Dorothy Mullen would remember Elizabeth as a "fair" student. Mary McDonald added, "I wouldn't put her in the same intellectual category as Einstein, but she wasn't stupid." Elizabeth's problem was not a lack of intelligence but a lack of disciplined concentration. If the subject didn't interest her, she simply tuned it out. To pass tests she relied on the same photographic memory that she used to learn her lines in a single morning. "Just before an exam," she said, "I would memorize the points I thought they would ask me about. Of course, two weeks later it was gone, so I really didn't absorb anything ... And I knew, even then, that I was cheating myself."

But some lessons were more important. After school let out at noon (or later, depending on shooting schedules), there were dancing and voice lessons. In a rehearsal studio off Stage Five, Sara tied Elizabeth's tap shoes and then watched from the sidelines as her short, chubby-legged daughter struggled to keep up with the likes of Kathryn Grayson and Donna Reed. Sometimes Elizabeth didn't have time to change out of her leotards before running across the alley to the Thalberg Building for voice lessons with Lucille Ryman, who doubled as an MGM talent scout. Ryman lined the girls up in front of her—Elizabeth, Donna Reed, Susan Peters, Margaret Kerry—and made them repeat certain phrases. "Park the car in the yard." "Boogie woogie bugle boy." Regional accents were obliterated.
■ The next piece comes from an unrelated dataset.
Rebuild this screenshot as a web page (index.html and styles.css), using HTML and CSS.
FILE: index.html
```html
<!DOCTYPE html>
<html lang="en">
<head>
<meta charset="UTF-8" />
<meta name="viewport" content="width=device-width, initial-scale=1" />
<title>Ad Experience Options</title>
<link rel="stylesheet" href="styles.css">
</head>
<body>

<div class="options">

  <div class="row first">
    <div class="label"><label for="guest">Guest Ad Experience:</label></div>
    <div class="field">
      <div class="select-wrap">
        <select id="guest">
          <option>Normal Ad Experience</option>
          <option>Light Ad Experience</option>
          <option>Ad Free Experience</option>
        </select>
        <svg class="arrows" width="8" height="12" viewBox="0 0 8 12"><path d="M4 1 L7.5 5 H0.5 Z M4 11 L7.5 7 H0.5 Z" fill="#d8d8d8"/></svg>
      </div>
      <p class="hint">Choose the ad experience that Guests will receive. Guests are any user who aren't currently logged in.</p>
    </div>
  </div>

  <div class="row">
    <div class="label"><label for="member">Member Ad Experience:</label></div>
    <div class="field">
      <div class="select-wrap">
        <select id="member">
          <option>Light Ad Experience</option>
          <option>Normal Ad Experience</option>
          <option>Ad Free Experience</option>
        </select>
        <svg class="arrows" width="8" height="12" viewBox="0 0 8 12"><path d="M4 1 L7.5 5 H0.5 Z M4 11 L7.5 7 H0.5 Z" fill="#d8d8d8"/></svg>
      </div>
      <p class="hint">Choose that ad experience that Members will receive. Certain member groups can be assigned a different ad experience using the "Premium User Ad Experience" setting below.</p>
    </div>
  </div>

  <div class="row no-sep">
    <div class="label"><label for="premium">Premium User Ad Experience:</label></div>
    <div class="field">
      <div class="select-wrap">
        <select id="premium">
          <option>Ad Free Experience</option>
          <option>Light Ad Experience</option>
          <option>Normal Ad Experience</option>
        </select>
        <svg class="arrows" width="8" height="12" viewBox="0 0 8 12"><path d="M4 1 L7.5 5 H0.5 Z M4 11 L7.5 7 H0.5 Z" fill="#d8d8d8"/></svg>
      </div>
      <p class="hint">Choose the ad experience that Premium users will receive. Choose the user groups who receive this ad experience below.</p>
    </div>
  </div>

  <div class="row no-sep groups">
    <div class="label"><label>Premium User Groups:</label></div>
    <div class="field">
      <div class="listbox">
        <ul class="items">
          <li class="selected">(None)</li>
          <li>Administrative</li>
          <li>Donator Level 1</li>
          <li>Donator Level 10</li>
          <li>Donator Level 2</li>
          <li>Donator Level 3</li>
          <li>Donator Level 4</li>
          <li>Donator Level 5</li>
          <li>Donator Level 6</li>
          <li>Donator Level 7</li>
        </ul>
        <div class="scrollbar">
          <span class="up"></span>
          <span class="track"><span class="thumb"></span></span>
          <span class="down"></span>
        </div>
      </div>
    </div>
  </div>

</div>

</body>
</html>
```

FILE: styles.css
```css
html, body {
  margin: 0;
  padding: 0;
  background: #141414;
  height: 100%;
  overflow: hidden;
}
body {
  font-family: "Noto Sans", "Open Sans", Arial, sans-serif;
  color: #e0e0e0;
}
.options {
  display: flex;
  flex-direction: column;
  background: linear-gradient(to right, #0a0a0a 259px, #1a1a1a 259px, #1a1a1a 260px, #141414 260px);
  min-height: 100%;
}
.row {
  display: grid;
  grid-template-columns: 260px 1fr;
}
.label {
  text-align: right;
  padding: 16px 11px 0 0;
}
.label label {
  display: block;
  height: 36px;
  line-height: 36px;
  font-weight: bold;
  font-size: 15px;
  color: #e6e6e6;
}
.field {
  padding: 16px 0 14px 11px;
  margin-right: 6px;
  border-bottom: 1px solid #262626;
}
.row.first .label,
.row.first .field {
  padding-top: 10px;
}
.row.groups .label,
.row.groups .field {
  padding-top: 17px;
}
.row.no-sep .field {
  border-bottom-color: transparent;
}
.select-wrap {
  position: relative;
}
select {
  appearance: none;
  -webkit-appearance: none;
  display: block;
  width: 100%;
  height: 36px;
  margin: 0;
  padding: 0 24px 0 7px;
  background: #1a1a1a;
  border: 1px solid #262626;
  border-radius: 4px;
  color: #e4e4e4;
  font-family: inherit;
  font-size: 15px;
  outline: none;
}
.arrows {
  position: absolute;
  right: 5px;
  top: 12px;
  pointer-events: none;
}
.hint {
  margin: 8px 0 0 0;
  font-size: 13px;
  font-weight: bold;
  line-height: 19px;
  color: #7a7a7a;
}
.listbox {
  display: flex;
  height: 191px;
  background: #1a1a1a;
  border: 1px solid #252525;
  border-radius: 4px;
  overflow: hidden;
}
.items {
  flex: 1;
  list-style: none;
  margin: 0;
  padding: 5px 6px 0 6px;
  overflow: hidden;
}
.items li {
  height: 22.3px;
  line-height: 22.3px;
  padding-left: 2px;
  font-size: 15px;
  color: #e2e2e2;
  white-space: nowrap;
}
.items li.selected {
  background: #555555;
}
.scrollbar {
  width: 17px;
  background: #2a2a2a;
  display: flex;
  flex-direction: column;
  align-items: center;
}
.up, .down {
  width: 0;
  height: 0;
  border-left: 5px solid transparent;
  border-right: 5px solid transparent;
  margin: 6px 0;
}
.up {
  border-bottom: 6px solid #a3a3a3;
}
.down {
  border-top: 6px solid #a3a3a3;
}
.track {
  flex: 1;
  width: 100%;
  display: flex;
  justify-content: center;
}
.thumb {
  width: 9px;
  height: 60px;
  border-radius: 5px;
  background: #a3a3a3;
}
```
The goal, Kerry said, was for all of them "to come out sounding identical." Eventually, especially once British pictures became less popular, Elizabeth's accent was painstakingly transformed into what she called "Americanese": the unmistakable cadence of Hollywood speech, with its perfectly modulated pitch and tone, properly all-American. The girls also learned the "Metro walk": sucking in the stomach, squaring the shoulders, and stepping off on the right foot.

"What mattered to the studio was that a star could sing and dance and speak and act like a star," said Elliott Morgan, the longtime head of research at MGM. "They didn't care if they couldn't spell or add a list of figures. And really, did anybody? So long as the stars looked good and sounded good up there on the screen, nothing else mattered."

***

But the trick was getting Elizabeth up there on the screen. Despite all the glances being cast her way, there was still no final decision on Elizabeth's being cast in
National Velvet.
Sara decided that the time had come for the final push.
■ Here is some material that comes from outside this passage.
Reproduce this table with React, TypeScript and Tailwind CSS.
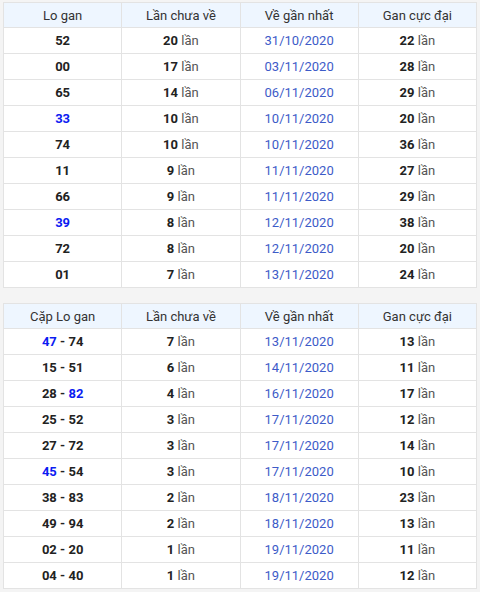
const loGan = [
  { so: '52', lan: 20, ngay: '31/10/2020', max: 22 },
  { so: '00', lan: 17, ngay: '03/11/2020', max: 28 },
  { so: '65', lan: 14, ngay: '06/11/2020', max: 29 },
  { so: '33', lan: 10, ngay: '10/11/2020', max: 20, hot: true },
  { so: '74', lan: 10, ngay: '10/11/2020', max: 36 },
  { so: '11', lan: 9, ngay: '11/11/2020', max: 27 },
  { so: '66', lan: 9, ngay: '11/11/2020', max: 29 },
  { so: '39', lan: 8, ngay: '12/11/2020', max: 38, hot: true },
  { so: '72', lan: 8, ngay: '12/11/2020', max: 20 },
  { so: '01', lan: 7, ngay: '13/11/2020', max: 24 },
];

const capLoGan = [
  { a: '47', b: '74', hot: 'a', lan: 7, ngay: '13/11/2020', max: 13 },
  { a: '15', b: '51', lan: 6, ngay: '14/11/2020', max: 11 },
  { a: '28', b: '82', hot: 'b', lan: 4, ngay: '16/11/2020', max: 17 },
  { a: '25', b: '52', lan: 3, ngay: '17/11/2020', max: 12 },
  { a: '27', b: '72', lan: 3, ngay: '17/11/2020', max: 14 },
  { a: '45', b: '54', hot: 'a', lan: 3, ngay: '17/11/2020', max: 10 },
  { a: '38', b: '83', lan: 2, ngay: '18/11/2020', max: 23 },
  { a: '49', b: '94', lan: 2, ngay: '18/11/2020', max: 13 },
  { a: '02', b: '20', lan: 1, ngay: '19/11/2020', max: 11 },
  { a: '04', b: '40', lan: 1, ngay: '19/11/2020', max: 12 },
];

function Lan({ n }: { n: number }) {
  return (
    <>
      <b className="font-bold text-[#222]">{n}</b>{' '}
      <span className="text-[#555]">lần</span>
    </>
  );
}

function Head({ first }: { first: string }) {
  return (
    <thead>
      <tr className="bg-[#eef6ff] text-[#333]">
        {[first, 'Lần chưa về', 'Về gần nhất', 'Gan cực đại'].map((h) => (
          <th key={h} className="h-[25px] w-1/4 border border-[#e3e3e3] font-normal">
            {h}
          </th>
        ))}
      </tr>
    </thead>
  );
}

const td = 'h-[26px] border border-[#e3e3e3] p-0';

export default function App() {
  return (
    <div
      className="min-h-[592px] bg-[#f4f4f4] px-[3px] pt-[2px] text-[13px] leading-none"
      style={{ fontFamily: 'Roboto, "Liberation Sans", sans-serif' }}
    >
      <table className="w-full table-fixed border-collapse bg-white text-center">
        <Head first="Lo gan" />
        <tbody>
          {loGan.map((r) => (
            <tr key={r.so}>
              <td className={`${td} font-bold ${r.hot ? 'text-[#0b1cf2]' : 'text-[#222]'}`}>{r.so}</td>
              <td className={td}>
                <Lan n={r.lan} />
              </td>
              <td className={`${td} text-[#3d5bc8]`}>{r.ngay}</td>
              <td className={td}>
                <Lan n={r.max} />
              </td>
            </tr>
          ))}
        </tbody>
      </table>

      <table className="mt-[15px] w-full table-fixed border-collapse bg-white text-center">
        <Head first="Cặp Lo gan" />
        <tbody>
          {capLoGan.map((r) => (
            <tr key={r.a}>
              <td className={`${td} font-bold text-[#222]`}>
                <span className={r.hot === 'a' ? 'text-[#0b1cf2]' : ''}>{r.a}</span> -{' '}
                <span className={r.hot === 'b' ? 'text-[#0b1cf2]' : ''}>{r.b}</span>
              </td>
              <td className={td}>
                <Lan n={r.lan} />
              </td>
              <td className={`${td} text-[#3d5bc8]`}>{r.ngay}</td>
              <td className={td}>
                <Lan n={r.max} />
              </td>
            </tr>
          ))}
        </tbody>
      </table>
    </div>
  );
}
In June 1943 Pan Berman took over from Mervyn LeRoy as the
Velvet
producer. Berman had made it clear to Clarence Brown that he felt that Elizabeth was too small to play a teenaged girl who passes herself off as a young man. Sara refused to be deterred by such a trivial matter as her daughter's height. With school out for the summer, the Taylor females had plenty of time on their hands to strategize. Berman was Obstacle Number One. He was an efficient filmmaker who'd begun his career at RKO, where he'd paired Ginger Rogers with Fred Astaire and turned Katharine Hepburn into a star. Arriving at MGM, he'd quickly distinguished himself with
Ziegfeld Girl,
and in a bit of inspired casting, teamed Lana Turner with Clark Gable in
Honky Tonk.
This was a man who knew how to make successful movies. If Berman thought an actress was wrong for a part, she probably was.